Of the lines listed below, return exactly those that run from the line containing "The picture is" through the line containing "import React from", both included.

= = = = = = =

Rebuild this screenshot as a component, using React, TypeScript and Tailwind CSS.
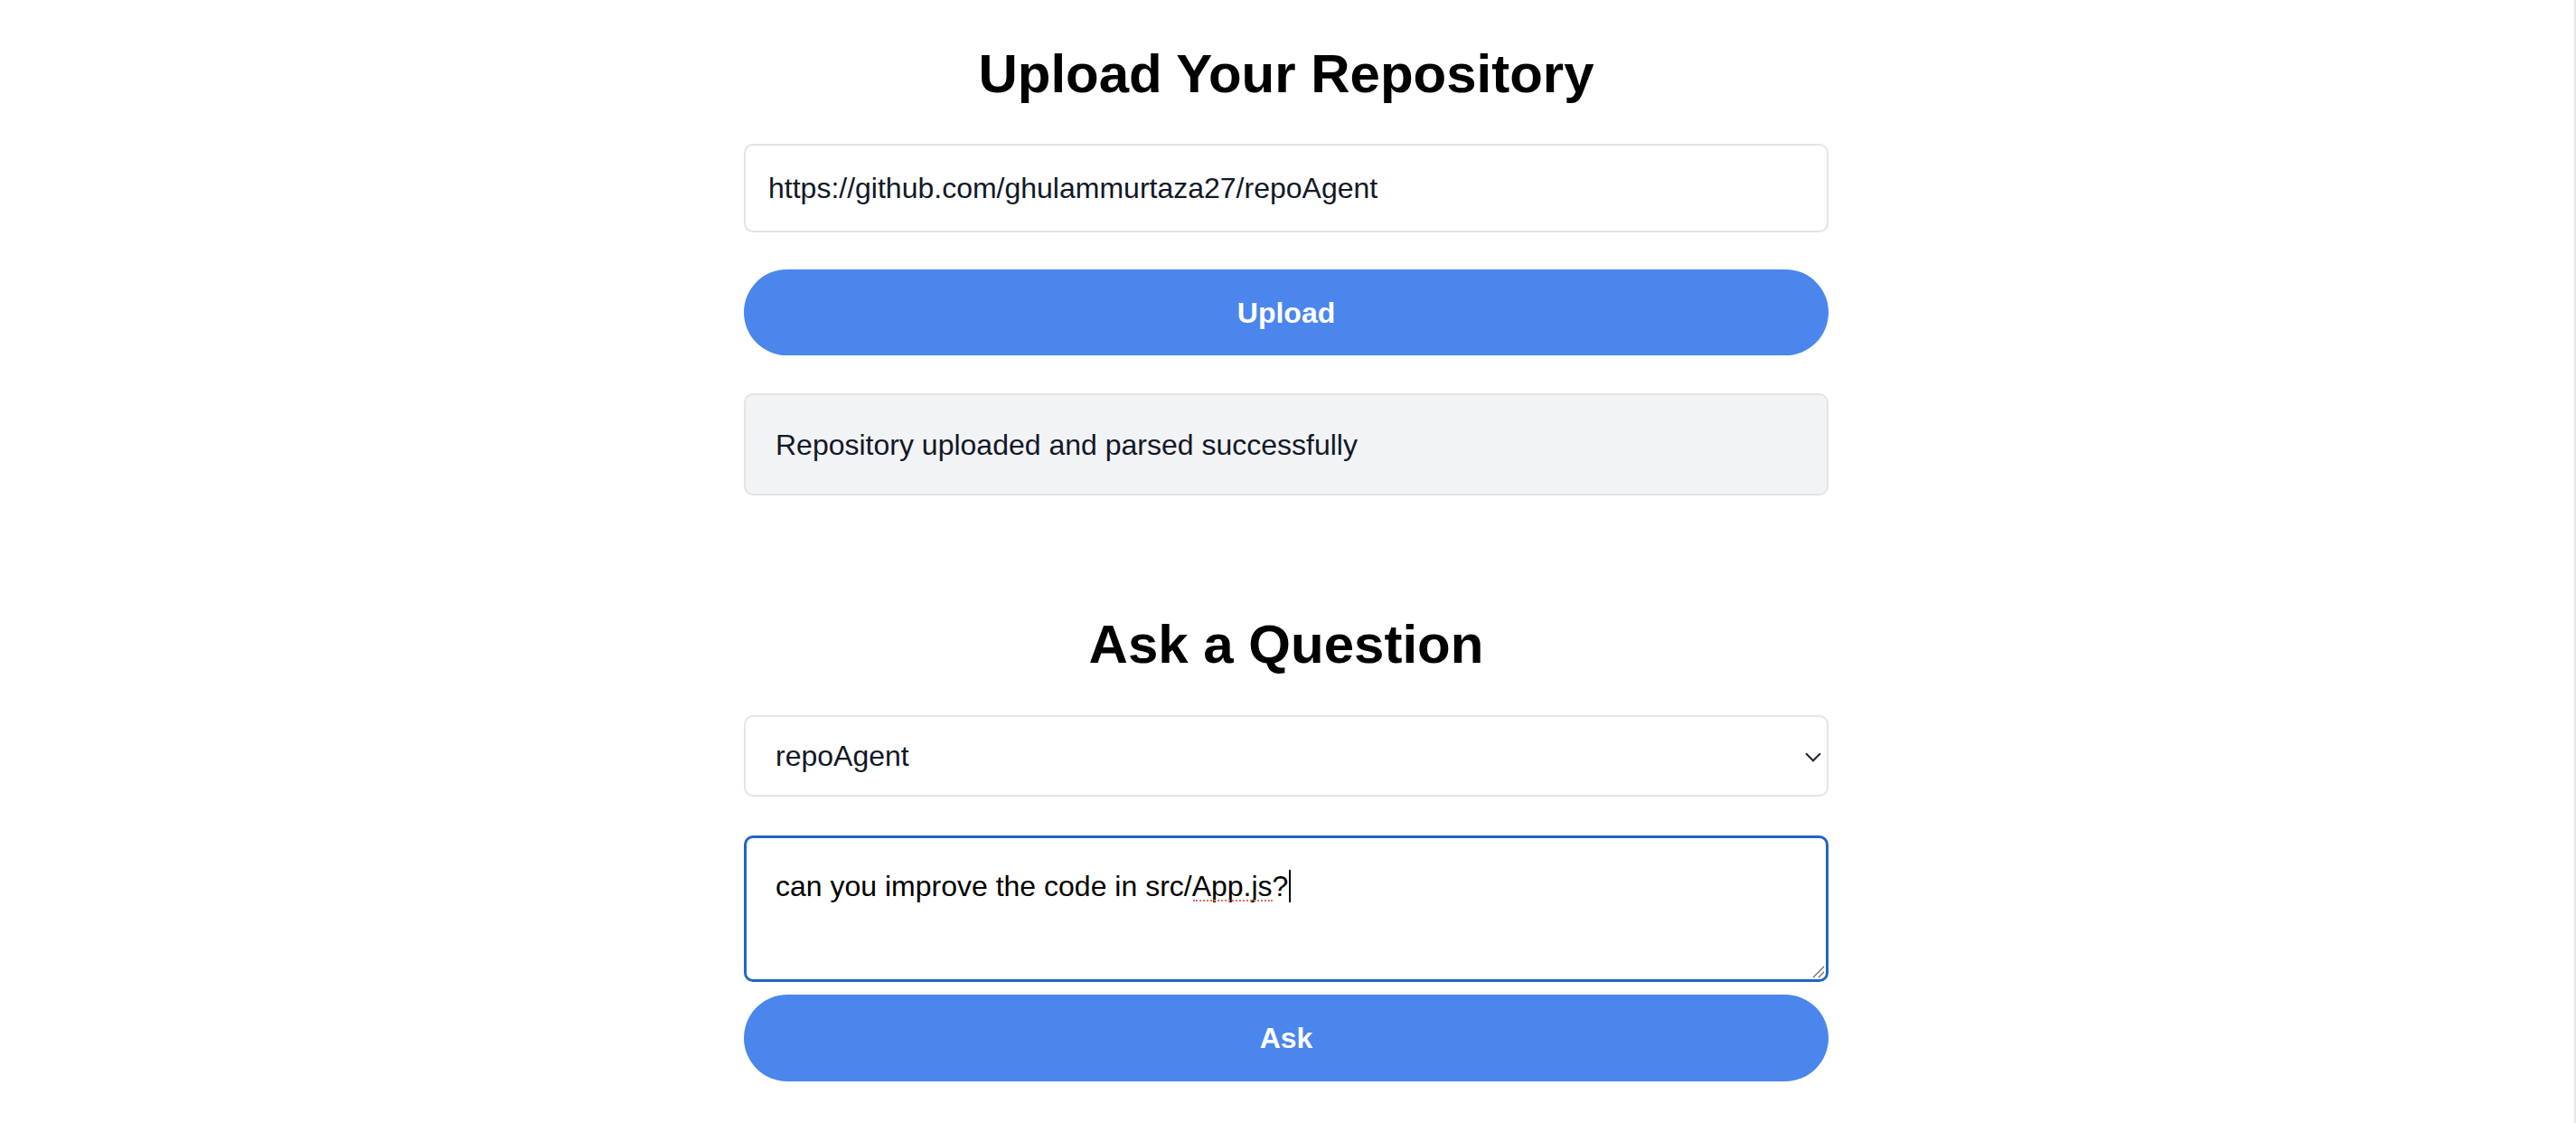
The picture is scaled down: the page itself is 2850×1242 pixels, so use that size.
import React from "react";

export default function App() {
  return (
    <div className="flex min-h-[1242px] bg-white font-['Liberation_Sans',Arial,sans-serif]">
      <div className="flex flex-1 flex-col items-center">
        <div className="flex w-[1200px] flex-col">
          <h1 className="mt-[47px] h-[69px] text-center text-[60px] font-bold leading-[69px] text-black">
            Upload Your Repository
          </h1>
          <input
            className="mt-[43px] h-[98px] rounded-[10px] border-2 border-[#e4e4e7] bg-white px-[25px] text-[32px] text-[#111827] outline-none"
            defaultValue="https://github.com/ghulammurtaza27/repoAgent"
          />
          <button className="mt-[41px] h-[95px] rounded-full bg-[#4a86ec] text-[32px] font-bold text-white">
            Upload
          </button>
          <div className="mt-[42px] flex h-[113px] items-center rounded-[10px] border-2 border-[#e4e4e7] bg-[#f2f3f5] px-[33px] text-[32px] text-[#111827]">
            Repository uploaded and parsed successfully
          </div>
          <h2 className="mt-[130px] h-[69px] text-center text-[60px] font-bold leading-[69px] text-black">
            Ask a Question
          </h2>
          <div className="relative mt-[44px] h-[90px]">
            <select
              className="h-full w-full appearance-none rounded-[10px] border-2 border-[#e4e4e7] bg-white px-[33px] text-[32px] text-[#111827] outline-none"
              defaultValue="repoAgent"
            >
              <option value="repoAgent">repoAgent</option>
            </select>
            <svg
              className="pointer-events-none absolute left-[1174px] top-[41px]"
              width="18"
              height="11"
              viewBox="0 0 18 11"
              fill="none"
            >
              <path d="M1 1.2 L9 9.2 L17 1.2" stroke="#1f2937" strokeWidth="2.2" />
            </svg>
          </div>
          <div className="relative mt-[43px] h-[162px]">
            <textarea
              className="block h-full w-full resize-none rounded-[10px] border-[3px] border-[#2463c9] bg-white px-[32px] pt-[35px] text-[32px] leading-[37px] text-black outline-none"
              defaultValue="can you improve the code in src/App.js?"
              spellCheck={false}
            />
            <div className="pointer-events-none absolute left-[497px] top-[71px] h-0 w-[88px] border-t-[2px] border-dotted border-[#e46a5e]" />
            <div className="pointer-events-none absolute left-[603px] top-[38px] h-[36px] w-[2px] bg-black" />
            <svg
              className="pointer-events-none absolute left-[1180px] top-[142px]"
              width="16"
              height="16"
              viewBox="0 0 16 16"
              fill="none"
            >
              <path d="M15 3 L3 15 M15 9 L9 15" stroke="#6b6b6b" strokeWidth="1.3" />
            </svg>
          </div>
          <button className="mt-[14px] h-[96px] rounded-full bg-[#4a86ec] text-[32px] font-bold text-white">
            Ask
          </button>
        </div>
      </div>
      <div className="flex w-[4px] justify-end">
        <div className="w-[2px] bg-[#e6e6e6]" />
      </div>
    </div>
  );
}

= = = = = = =

The output
The picture is scaled down: the page itself is 2850×1242 pixels, so use that size.
import React from "react";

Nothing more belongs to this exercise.